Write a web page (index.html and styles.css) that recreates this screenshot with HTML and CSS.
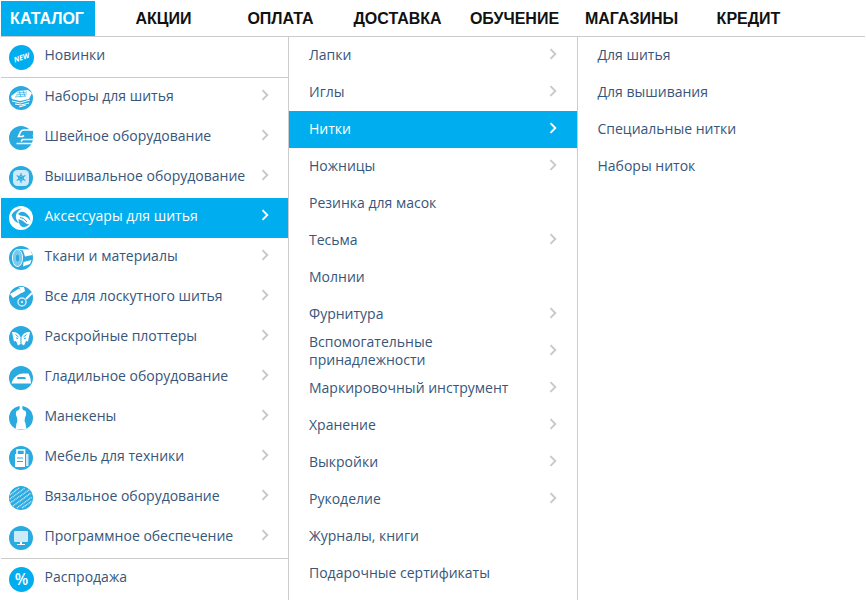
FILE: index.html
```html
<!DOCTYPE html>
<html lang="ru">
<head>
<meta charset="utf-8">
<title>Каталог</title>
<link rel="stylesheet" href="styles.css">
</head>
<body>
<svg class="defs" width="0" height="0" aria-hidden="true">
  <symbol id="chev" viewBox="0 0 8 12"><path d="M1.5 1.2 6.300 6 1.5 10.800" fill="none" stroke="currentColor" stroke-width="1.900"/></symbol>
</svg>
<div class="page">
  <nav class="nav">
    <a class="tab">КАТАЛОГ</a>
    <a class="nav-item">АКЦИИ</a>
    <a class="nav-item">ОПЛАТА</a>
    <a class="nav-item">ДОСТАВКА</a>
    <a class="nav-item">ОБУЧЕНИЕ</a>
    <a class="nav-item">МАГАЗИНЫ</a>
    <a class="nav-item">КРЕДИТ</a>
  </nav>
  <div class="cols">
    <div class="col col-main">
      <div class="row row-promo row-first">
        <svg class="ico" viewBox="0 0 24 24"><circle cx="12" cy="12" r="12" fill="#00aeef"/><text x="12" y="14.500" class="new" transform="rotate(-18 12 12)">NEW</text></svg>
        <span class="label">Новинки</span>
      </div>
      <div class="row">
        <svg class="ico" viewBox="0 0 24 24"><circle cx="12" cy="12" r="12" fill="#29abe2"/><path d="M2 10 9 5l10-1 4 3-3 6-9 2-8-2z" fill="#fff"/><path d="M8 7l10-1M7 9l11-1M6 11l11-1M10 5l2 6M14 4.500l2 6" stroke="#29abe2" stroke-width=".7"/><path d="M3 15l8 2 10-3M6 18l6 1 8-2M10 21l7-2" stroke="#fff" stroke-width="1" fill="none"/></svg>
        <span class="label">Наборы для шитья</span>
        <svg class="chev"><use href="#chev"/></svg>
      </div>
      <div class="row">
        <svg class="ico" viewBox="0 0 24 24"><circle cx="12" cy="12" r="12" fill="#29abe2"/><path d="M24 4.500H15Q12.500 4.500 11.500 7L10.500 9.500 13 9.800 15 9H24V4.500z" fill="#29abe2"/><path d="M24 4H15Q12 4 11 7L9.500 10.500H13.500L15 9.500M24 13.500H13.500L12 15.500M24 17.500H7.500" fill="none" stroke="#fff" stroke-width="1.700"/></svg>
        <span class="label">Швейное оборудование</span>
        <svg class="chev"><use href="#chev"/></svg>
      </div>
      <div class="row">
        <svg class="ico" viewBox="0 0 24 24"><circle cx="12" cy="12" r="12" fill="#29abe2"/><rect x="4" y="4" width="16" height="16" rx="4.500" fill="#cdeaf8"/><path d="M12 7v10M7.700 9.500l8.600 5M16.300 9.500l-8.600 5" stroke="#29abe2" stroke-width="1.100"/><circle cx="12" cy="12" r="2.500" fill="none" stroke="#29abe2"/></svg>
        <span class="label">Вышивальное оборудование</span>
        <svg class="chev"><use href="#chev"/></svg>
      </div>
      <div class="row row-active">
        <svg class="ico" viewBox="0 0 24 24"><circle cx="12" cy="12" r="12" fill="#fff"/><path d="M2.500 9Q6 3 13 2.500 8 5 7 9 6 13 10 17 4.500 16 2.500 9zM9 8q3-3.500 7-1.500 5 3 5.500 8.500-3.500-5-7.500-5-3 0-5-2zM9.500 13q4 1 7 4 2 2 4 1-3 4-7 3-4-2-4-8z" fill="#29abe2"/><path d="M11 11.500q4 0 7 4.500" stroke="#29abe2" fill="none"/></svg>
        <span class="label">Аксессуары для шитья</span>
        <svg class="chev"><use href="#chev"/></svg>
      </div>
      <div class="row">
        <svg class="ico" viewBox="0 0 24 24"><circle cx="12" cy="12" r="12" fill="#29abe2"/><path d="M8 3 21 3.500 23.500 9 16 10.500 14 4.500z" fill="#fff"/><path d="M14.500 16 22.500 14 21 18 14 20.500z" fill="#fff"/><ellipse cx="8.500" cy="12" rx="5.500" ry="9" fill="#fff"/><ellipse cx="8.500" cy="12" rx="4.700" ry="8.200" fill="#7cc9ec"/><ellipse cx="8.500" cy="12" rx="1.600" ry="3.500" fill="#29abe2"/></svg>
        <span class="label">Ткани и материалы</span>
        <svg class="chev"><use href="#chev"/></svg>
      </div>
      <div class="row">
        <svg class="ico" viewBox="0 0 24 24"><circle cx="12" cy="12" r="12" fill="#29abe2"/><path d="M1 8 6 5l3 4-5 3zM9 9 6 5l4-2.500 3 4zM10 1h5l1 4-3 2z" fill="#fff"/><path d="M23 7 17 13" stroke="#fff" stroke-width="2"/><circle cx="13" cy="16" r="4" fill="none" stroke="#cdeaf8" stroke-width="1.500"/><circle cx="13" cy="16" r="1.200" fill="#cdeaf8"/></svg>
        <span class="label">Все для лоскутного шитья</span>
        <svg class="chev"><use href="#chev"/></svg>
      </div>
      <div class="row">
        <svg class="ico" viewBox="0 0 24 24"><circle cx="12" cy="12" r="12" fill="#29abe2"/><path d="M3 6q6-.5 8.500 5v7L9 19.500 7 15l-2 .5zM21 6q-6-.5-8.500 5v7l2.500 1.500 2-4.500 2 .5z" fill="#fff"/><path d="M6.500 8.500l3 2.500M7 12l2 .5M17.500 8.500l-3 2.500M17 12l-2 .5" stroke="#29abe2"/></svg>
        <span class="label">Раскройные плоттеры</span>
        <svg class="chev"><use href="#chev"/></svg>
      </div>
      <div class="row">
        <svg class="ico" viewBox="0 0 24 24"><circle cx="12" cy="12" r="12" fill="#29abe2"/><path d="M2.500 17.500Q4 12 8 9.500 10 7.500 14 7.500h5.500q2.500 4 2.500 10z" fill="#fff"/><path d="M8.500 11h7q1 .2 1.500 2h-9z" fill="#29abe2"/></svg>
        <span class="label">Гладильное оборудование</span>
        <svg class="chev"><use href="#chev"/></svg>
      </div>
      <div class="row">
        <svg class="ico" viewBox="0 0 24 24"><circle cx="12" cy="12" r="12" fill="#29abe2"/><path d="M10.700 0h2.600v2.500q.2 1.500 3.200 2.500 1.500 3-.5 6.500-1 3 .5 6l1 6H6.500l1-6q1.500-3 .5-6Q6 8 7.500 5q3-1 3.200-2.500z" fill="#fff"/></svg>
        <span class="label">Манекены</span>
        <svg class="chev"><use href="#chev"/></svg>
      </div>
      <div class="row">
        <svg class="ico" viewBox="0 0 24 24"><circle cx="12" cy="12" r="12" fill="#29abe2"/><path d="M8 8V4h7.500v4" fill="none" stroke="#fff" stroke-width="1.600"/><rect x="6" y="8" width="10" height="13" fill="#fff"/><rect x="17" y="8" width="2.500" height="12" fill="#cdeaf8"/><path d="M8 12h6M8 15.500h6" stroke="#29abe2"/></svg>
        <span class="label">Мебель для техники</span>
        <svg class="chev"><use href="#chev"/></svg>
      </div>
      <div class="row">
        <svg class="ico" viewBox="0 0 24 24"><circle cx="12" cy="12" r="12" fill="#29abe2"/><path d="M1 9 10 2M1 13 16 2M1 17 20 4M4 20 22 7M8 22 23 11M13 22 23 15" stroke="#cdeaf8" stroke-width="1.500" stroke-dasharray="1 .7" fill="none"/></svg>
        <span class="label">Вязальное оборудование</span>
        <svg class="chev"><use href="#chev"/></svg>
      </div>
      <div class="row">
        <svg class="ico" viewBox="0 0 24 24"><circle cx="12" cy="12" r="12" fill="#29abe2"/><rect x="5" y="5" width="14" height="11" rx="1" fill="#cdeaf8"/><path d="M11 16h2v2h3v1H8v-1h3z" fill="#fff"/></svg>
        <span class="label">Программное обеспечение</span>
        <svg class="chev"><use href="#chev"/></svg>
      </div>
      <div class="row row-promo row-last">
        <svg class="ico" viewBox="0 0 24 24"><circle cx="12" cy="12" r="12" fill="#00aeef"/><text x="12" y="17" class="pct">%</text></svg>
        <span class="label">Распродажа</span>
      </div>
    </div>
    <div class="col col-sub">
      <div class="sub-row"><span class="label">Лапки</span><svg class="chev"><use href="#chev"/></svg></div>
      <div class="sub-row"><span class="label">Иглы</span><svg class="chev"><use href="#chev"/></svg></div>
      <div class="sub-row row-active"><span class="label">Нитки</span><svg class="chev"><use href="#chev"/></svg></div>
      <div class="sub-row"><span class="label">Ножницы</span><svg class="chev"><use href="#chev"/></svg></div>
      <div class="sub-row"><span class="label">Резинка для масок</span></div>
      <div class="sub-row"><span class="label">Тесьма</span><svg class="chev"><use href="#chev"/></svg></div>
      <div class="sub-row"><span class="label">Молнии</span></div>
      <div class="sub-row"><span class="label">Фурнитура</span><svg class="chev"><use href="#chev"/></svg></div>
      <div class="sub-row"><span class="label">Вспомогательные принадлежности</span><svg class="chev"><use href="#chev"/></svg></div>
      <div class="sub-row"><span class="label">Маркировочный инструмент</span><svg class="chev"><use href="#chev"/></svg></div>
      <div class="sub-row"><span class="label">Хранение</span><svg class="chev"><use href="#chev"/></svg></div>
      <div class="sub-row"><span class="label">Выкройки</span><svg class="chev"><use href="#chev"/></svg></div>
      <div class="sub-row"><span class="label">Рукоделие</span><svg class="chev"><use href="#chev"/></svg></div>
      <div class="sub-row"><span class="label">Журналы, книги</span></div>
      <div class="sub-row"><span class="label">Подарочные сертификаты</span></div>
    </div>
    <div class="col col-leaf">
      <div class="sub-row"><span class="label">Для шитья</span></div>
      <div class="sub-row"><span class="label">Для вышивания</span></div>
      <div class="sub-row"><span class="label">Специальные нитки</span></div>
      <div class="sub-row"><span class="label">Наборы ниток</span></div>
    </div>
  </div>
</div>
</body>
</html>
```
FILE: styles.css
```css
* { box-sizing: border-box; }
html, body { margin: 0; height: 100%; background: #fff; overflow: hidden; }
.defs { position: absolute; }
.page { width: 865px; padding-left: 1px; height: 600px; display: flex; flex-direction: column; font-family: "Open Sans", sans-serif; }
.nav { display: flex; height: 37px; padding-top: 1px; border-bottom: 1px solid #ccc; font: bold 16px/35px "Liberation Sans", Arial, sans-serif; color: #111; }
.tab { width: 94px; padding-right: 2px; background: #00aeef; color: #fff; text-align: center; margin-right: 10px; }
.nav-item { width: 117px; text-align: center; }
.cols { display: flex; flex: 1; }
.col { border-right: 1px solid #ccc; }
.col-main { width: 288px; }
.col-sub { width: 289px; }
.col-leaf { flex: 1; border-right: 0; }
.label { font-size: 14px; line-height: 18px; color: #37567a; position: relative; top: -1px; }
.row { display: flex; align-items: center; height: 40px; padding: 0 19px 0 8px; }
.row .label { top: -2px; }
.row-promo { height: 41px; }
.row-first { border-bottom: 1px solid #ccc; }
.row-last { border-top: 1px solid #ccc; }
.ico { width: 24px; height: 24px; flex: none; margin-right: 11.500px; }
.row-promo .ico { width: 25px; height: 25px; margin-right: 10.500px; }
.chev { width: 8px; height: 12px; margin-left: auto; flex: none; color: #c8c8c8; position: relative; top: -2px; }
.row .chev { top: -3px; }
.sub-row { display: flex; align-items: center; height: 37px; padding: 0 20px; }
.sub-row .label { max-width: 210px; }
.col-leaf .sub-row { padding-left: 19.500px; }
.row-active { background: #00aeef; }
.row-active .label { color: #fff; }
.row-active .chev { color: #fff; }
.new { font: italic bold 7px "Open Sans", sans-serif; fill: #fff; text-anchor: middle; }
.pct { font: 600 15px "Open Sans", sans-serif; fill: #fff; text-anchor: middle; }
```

......

- _Short problem_: Extract every line containing the string "index" from the data above.

- _The solution_:
Write a web page (index.html and styles.css) that recreates this screenshot with HTML and CSS.
FILE: index.html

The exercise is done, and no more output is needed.